As I alluded to earlier, if any modern filmmaker had talents tailor made for making a modern disaster movie based on true events, it’s Paul Greengrass. As we know, he’s an old hand at telling potentially sensitive stories with a sober and understanding hand thanks to the likes of Captain Phillips and United 93; however, thanks to the three Bourne movies he skillfully directed, the director is also well versed at putting on a show and is just as capable of bringing brains to the blockbuster as the likes of Christopher Nolan or Denis Villeneuve. However, with The Lost Bus, Greengrass shows that he has a knack of cutting though the bullshit in order to deliver a thriller that plonks you right in the middle of the tension.
Alternating between watching Matthew McConaughey’s flailing, middle-aged crash-out as he battles to get his crumbling like back on track and clusters of authorities hurriedly talking over each other as they detail the path of the fire, Greengrass actually follows the established path of the disaster movie pretty closely, giving us plenty of opportunity to see what an average joe our lead is as the foreshadowing ramps up to fever pitch. As I’ve always been a sucker for these kinds of film, watching a master of sustained tension slowly expand the threat from hazy radio reports to Mount Doom-sized plumes of smoke billowing in the air from barely a town away is something of a rare treat – but in order to make things even more sweat inducing, the script makes McKay’s morning so fucking stressful between juggling his raging son, judgmental phone calls from the ex-wife and constant nagging from his boss about his shitty time keeping, you’re already wound up before it becomes clear that danger is imminent.

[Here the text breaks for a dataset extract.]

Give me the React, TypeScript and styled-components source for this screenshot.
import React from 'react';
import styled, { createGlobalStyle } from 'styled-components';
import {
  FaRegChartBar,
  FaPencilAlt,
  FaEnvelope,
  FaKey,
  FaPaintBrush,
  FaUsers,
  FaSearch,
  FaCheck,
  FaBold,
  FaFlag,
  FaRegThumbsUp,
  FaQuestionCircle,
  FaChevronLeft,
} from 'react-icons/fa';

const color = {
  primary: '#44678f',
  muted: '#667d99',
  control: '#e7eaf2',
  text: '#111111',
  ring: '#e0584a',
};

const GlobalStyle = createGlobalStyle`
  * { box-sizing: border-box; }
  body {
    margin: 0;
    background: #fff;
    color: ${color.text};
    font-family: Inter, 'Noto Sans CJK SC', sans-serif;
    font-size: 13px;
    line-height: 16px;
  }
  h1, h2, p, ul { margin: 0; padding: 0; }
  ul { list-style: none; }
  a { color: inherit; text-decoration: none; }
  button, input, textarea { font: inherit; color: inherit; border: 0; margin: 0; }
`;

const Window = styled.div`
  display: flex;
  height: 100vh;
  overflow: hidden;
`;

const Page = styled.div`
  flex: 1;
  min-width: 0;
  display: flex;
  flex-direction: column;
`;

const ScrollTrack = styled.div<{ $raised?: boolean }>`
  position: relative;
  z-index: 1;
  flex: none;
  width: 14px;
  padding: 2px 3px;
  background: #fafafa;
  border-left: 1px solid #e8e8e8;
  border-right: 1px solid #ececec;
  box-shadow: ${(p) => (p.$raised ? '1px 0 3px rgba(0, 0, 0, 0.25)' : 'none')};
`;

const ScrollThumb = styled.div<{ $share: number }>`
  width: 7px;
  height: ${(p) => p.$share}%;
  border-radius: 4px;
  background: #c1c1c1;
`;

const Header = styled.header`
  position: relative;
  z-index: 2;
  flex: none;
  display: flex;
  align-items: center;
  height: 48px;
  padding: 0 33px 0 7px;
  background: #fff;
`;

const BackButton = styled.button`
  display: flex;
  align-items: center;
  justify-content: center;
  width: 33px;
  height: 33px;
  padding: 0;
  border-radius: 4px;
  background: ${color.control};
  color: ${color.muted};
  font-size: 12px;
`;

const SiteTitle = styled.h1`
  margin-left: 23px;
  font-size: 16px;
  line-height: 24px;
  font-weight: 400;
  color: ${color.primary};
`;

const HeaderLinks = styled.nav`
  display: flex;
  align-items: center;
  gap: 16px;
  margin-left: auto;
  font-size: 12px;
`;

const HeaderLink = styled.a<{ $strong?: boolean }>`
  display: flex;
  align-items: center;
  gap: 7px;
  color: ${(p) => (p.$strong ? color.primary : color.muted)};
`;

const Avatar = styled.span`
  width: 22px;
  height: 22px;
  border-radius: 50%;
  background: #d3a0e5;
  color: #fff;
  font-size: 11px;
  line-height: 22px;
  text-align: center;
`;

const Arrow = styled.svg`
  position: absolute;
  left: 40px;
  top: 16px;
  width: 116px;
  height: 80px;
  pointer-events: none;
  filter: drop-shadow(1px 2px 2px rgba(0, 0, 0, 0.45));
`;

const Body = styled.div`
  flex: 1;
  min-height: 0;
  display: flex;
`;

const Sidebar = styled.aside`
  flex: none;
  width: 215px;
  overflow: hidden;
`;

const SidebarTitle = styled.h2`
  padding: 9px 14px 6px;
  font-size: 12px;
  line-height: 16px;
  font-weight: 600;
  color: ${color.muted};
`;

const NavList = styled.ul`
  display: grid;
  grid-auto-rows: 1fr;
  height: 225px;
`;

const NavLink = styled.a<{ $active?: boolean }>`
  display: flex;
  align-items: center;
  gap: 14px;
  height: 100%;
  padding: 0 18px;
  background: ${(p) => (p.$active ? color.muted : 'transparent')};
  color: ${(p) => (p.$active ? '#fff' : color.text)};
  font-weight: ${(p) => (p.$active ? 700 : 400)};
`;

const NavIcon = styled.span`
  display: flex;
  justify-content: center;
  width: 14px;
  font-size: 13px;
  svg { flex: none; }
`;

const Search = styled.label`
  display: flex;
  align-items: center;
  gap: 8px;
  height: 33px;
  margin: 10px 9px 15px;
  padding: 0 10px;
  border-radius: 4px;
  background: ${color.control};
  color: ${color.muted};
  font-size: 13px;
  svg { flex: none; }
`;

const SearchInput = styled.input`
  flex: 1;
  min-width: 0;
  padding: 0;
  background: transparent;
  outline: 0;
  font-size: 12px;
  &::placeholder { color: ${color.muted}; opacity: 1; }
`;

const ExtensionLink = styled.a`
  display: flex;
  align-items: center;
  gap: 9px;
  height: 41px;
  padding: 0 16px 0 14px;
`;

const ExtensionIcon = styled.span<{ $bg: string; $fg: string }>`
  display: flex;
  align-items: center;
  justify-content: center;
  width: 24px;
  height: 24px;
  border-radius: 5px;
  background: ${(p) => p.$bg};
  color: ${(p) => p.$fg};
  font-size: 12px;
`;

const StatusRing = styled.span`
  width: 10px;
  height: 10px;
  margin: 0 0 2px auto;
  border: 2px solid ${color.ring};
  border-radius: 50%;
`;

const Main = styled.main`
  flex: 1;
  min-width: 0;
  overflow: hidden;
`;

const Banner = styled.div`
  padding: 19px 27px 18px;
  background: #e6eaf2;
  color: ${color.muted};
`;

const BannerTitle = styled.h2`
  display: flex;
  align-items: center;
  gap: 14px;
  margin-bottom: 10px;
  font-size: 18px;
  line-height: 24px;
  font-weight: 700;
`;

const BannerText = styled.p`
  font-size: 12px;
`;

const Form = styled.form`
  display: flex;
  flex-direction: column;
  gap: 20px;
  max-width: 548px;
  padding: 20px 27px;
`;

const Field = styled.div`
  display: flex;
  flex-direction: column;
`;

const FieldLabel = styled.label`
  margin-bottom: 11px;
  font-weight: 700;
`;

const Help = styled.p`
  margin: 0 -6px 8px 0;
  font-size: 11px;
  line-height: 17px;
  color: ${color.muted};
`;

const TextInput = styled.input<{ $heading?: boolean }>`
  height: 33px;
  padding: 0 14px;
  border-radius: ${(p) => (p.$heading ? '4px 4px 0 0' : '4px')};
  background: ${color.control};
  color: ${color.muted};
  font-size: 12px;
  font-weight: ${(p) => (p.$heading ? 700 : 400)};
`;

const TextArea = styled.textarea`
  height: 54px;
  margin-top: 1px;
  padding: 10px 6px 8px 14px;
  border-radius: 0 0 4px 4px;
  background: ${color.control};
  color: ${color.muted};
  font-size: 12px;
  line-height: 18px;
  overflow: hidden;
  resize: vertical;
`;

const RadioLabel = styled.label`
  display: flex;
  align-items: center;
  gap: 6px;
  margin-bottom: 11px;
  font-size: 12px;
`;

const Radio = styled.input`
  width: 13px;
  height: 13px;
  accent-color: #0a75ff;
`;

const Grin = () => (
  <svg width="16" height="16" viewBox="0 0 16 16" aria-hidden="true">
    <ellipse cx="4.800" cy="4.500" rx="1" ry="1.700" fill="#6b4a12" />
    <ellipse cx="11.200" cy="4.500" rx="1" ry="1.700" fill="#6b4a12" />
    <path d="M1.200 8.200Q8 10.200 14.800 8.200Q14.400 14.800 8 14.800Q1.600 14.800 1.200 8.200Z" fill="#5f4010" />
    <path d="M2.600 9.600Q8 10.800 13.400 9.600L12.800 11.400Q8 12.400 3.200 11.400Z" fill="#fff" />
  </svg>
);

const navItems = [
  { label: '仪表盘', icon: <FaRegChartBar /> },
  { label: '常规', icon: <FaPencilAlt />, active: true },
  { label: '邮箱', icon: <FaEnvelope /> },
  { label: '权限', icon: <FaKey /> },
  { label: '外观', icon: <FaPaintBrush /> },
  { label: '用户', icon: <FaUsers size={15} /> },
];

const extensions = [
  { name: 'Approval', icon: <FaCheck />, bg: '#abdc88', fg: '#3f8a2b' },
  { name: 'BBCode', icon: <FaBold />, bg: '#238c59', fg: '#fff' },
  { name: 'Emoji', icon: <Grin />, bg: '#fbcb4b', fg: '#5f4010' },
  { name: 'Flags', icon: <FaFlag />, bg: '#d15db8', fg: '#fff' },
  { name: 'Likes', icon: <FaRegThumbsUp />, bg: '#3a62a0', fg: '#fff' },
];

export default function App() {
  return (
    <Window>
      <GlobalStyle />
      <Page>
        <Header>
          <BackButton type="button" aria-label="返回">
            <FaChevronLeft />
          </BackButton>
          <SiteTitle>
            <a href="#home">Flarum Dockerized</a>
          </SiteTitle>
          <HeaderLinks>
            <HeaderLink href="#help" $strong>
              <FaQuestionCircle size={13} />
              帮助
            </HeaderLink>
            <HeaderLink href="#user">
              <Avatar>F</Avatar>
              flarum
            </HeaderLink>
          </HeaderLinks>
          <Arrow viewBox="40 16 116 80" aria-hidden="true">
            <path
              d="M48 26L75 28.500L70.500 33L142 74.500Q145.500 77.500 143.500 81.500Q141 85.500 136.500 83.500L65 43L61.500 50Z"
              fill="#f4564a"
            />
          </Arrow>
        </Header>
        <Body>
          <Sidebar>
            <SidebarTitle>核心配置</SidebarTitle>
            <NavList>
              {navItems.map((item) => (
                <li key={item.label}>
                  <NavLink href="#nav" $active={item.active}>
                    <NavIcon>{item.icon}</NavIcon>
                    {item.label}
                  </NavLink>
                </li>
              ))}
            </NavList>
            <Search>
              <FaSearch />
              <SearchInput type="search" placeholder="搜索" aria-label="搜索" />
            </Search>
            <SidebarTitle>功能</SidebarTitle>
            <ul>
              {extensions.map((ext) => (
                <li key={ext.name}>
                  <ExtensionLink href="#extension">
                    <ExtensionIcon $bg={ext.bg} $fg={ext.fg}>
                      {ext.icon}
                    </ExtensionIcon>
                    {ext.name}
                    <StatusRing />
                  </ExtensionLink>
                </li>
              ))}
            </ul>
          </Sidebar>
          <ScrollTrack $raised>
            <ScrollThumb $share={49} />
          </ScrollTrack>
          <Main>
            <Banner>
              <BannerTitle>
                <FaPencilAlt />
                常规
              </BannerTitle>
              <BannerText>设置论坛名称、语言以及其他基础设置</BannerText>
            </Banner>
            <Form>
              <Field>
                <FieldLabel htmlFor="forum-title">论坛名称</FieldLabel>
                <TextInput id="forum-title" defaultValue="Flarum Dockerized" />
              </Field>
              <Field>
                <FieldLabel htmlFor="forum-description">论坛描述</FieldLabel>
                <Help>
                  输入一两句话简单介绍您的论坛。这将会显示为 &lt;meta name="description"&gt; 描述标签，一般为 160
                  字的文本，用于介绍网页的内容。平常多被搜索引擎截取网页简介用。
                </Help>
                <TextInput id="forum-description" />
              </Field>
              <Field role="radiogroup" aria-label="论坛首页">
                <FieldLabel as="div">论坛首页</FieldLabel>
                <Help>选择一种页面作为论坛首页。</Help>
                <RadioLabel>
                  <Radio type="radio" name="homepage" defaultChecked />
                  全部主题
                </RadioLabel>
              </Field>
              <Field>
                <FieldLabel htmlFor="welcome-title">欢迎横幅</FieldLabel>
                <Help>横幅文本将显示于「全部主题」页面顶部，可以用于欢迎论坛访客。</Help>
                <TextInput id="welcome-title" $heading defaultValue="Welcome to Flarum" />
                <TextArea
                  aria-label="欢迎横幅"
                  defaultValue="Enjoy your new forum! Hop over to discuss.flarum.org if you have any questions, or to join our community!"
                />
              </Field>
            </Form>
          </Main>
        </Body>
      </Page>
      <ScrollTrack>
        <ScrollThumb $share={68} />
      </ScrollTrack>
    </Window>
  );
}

This also means that MacConaughey gets something to play with before the film simply just has him looking scared shirtless from behind the wheel of a smoldering school bus and while a lot of the personal issues that McKay has to deal with are admittedly small potatoes compared to a fire that covered 153,336 acres and raged for two weeks, it does give us a much needed sense of normalcy before things go nuts. In comparison, America Ferrera’s teacher doesn’t get to show up long after the shit has hit the flaming fan, and thus doesn’t have much to do other than joining McConaughey in looking genuinely terrified; but thankfully both actors are charismatic enough to not get overwhelmed by the spectacle when in arrives.
However, while Greengrass is well versed at shooting fast paced, technical jargon that doesn’t pander to laymen, he really excells at the fire sequences which are – to put it mildly – utterly fucking horrifying. Whether utilising POV shots that suggest that the voracious element is rushing though the forests like a marauding kaiju or looking down on the school bus like a fire proof drone, The Lost Bus delivers some of the most intense fire sequences in recent memory. Refreshingly, Greengrass opts to keep the nerves jangled and doesn’t take much time actually making most of the emperiled kiddies actual characters in case he inadvertently veers into inadvertent saccharine territory.
Of course, no disaster movie, even one directed by Paul Greengrass, can avoid some standard pitfalls and once the story gets fully enveloped by the choking smoke, there’s a sense that things get slightly episodic as our heroes face one new problem after another. Also, there’s an odd feeling that some of the movie travels over the same ground as bits of Roger Donaldson’s 1997 volcano film, Dante’s Peak as scenes of a bus full of scrraming kids, driving through various infernos and clouds of ash mirrors Pierce Brosan doing the same in a pickup truck nearly thirty years earlier.

However, while we’re once again cheated out of a major release cinematic release thanks to the demands of streaming, Greengrass delivers his usual, vital style while still dropping in some last second commentary about the responsibility of the Pacific, Gas and Electricity Company. While the established rules of the disaster movie means that this true story falls slightly into the realms of predictability, this story of one of California’s largest disasters has more than enough heat to keep your jaw well and truly clenched.
*In Matthew McConaughey voice* “Alight, alight, alight.”.